As each piece of art draws you in through its own unique way, helping you to encounter the beauty of the saints’ lives, so, too, do the stories. Their opening lines are immediately engaging, such as: “Augustine was restless” or “Dangling in mid-air, Thomas sees his mother leaning out of the window, watching her son make his escape,” which opens the story of St. Thomas Aquinas. And each leaves the reader with much to contemplate about God’s love and how they may personally be called to share it. 

The stories are short and concise, making it easy for young readers to read one a day, and Cassady has witnessed firsthand the power of the storytelling. She recalls a time she caught her oldest daughter unable to put the book down.

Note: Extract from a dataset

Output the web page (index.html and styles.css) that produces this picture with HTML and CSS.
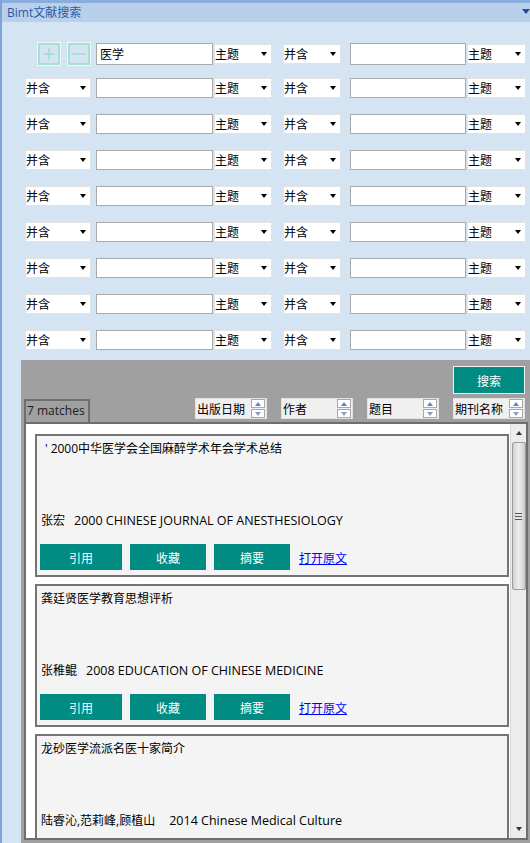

“I went in her room, it was after midnight, and I was like, ‘What are you doing?’ And she was like, ‘Maximillian Kolbe just got captured; I have to finish it!’ She has fallen in love with saints she never even knew because of their stories. It’s really cool to see little kids read these books. She’ll read Saint of the Day books, and they’re really beautiful, and they’re not harmful, but they never really elicited the wonder that the stories here did.”

“And they only used primary sources [to write the book], which is incredible,” Cassady said of the Cavadinis’ research. The back of the book contains a list of the books that were consulted to write the stories, offering adults a way to delve deeper into the lives of these saints. 

Attentiveness to God’s voice, obedience, and a humble desire to share His love and give Him glory are hallmarks of the lives of the saints, and as an artist who gets to help to share their stories, Cassady holds a humble posture. Reflecting on painting religious artwork, she said: “It’s beautiful to not get praised for something but just see it do what needs to be done. You are the person that brings it into the world, but you are not important. There’s something really beautiful about focusing on the image itself.”